According to analysts, they're simply falling out of style. "The teen retailers seem to be not in style or in vogue at this point in time for their target consumers," said Bryan Keane, portfolio manager of the Alpine Global Consumer Growth Fund. "That usually does not turn around quickly."

Especially when teens now have so many alternatives, with rapidly expanding fast fashion chains like Forever 21, H&M, and Zara competing for their (or, more likely, their parents') limited disposable income. Fast fashion retailers were once only available in big cities, but they're popping up in more malls every week. H&M even has e-commerce now.

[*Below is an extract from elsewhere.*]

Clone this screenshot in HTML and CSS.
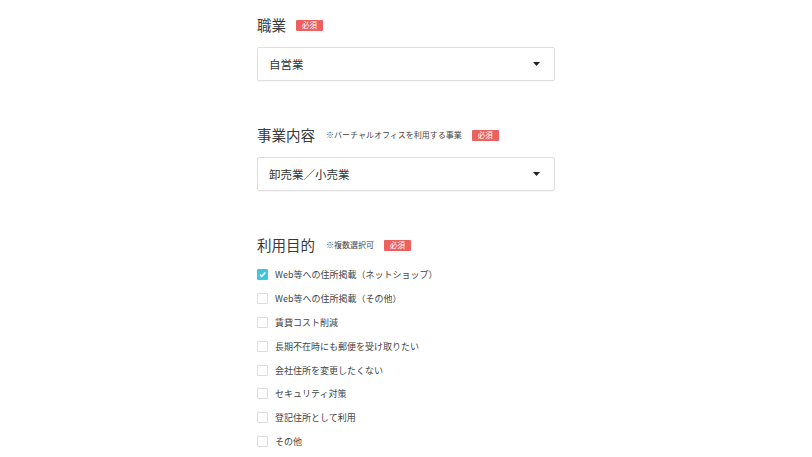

They're also quicker to pick up new trends, have a faster inventory turnaround, and are often more affordable than the "three A's." If my mall had an H&M or a Zara when I was younger, I wouldn't have so much as glanced at those overpriced, smelly, loud, and very, very white purveyors of prep.

It's unlikely that the competition is going to get any less stiff. Even Gap is doing better again. And Uniqlo, with its ambitious U.S. expansion plans and innovative fabrics, will also likely begin eating away at the "three As'" market share.

Not to mention, Abercrombie hasn't exactly been getting great press lately. (Though, to be fair, neither have the manufacturing practices of some of their new competitors.)

Reuters also points to statistics saying teens are now more likely to spend their money on electronics than clothes. It's not something I can relate to, but, hey, these are kids who were born after the Internet.